SUPPLIED MATERIAL:
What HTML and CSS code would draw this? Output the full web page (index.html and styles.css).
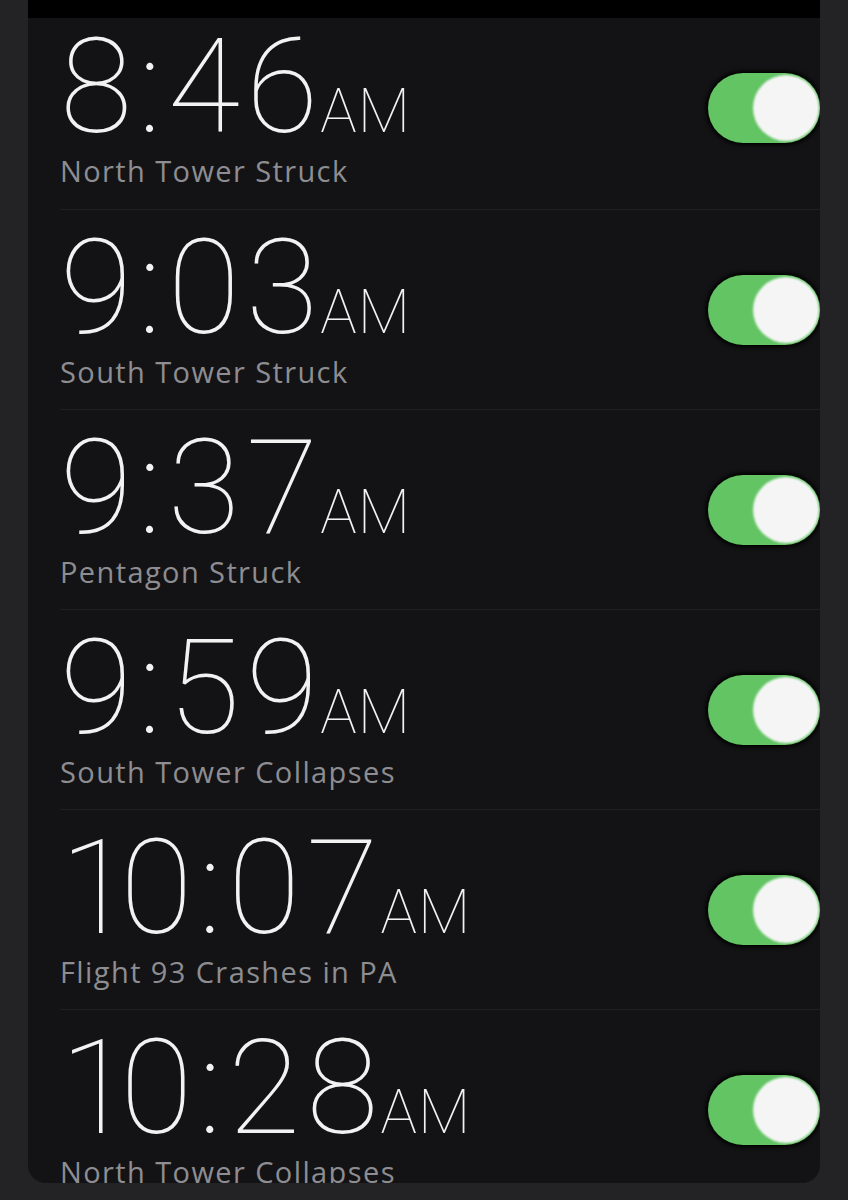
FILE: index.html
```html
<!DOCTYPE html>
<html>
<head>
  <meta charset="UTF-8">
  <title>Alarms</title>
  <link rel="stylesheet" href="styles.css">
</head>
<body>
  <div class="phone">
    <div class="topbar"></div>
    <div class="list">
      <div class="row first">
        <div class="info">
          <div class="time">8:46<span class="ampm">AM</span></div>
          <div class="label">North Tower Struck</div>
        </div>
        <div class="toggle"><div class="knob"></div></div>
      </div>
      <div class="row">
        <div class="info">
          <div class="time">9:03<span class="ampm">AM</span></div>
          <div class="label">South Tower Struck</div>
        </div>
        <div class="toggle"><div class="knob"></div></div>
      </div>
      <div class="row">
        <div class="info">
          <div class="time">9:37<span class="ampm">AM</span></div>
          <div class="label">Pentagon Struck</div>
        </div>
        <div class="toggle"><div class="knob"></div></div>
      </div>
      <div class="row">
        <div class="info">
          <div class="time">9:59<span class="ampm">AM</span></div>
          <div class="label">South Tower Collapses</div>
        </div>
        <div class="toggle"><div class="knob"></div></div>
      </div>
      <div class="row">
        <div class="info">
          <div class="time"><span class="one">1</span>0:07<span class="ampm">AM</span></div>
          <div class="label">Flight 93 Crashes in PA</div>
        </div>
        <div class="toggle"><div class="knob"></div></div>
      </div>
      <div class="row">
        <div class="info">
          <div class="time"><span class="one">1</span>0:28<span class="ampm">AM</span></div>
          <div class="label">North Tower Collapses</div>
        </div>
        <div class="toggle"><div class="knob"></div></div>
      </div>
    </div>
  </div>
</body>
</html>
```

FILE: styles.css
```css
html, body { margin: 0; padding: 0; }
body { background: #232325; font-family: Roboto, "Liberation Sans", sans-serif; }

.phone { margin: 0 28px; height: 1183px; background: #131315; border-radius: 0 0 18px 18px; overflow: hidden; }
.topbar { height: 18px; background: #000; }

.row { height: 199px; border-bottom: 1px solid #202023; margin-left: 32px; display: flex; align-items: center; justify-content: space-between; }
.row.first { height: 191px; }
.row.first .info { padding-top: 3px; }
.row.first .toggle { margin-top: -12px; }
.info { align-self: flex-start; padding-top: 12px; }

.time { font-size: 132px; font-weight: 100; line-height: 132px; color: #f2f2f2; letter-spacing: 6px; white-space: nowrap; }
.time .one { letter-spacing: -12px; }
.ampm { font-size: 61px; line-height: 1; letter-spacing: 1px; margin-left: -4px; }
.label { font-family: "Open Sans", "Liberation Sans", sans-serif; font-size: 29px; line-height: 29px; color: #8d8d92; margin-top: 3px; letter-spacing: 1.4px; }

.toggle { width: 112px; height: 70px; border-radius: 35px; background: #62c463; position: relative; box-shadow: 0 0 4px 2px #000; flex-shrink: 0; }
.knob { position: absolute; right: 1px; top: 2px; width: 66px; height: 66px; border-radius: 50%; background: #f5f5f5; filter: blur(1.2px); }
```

AIM OF THE TASK: Quote everything in the listing above exactly; pictures are the only thing to omit.

THE SOLUTION:
What HTML and CSS code would draw this? Output the full web page (index.html and styles.css).
FILE: index.html
```html
<!DOCTYPE html>
<html>
<head>
  <meta charset="UTF-8">
  <title>Alarms</title>
  <link rel="stylesheet" href="styles.css">
</head>
<body>
  <div class="phone">
    <div class="topbar"></div>
    <div class="list">
      <div class="row first">
        <div class="info">
          <div class="time">8:46<span class="ampm">AM</span></div>
          <div class="label">North Tower Struck</div>
        </div>
        <div class="toggle"><div class="knob"></div></div>
      </div>
      <div class="row">
        <div class="info">
          <div class="time">9:03<span class="ampm">AM</span></div>
          <div class="label">South Tower Struck</div>
        </div>
        <div class="toggle"><div class="knob"></div></div>
      </div>
      <div class="row">
        <div class="info">
          <div class="time">9:37<span class="ampm">AM</span></div>
          <div class="label">Pentagon Struck</div>
        </div>
        <div class="toggle"><div class="knob"></div></div>
      </div>
      <div class="row">
        <div class="info">
          <div class="time">9:59<span class="ampm">AM</span></div>
          <div class="label">South Tower Collapses</div>
        </div>
        <div class="toggle"><div class="knob"></div></div>
      </div>
      <div class="row">
        <div class="info">
          <div class="time"><span class="one">1</span>0:07<span class="ampm">AM</span></div>
          <div class="label">Flight 93 Crashes in PA</div>
        </div>
        <div class="toggle"><div class="knob"></div></div>
      </div>
      <div class="row">
        <div class="info">
          <div class="time"><span class="one">1</span>0:28<span class="ampm">AM</span></div>
          <div class="label">North Tower Collapses</div>
        </div>
        <div class="toggle"><div class="knob"></div></div>
      </div>
    </div>
  </div>
</body>
</html>
```

FILE: styles.css
```css
html, body { margin: 0; padding: 0; }
body { background: #232325; font-family: Roboto, "Liberation Sans", sans-serif; }

.phone { margin: 0 28px; height: 1183px; background: #131315; border-radius: 0 0 18px 18px; overflow: hidden; }
.topbar { height: 18px; background: #000; }

.row { height: 199px; border-bottom: 1px solid #202023; margin-left: 32px; display: flex; align-items: center; justify-content: space-between; }
.row.first { height: 191px; }
.row.first .info { padding-top: 3px; }
.row.first .toggle { margin-top: -12px; }
.info { align-self: flex-start; padding-top: 12px; }

.time { font-size: 132px; font-weight: 100; line-height: 132px; color: #f2f2f2; letter-spacing: 6px; white-space: nowrap; }
.time .one { letter-spacing: -12px; }
.ampm { font-size: 61px; line-height: 1; letter-spacing: 1px; margin-left: -4px; }
.label { font-family: "Open Sans", "Liberation Sans", sans-serif; font-size: 29px; line-height: 29px; color: #8d8d92; margin-top: 3px; letter-spacing: 1.4px; }

.toggle { width: 112px; height: 70px; border-radius: 35px; background: #62c463; position: relative; box-shadow: 0 0 4px 2px #000; flex-shrink: 0; }
.knob { position: absolute; right: 1px; top: 2px; width: 66px; height: 66px; border-radius: 50%; background: #f5f5f5; filter: blur(1.2px); }
```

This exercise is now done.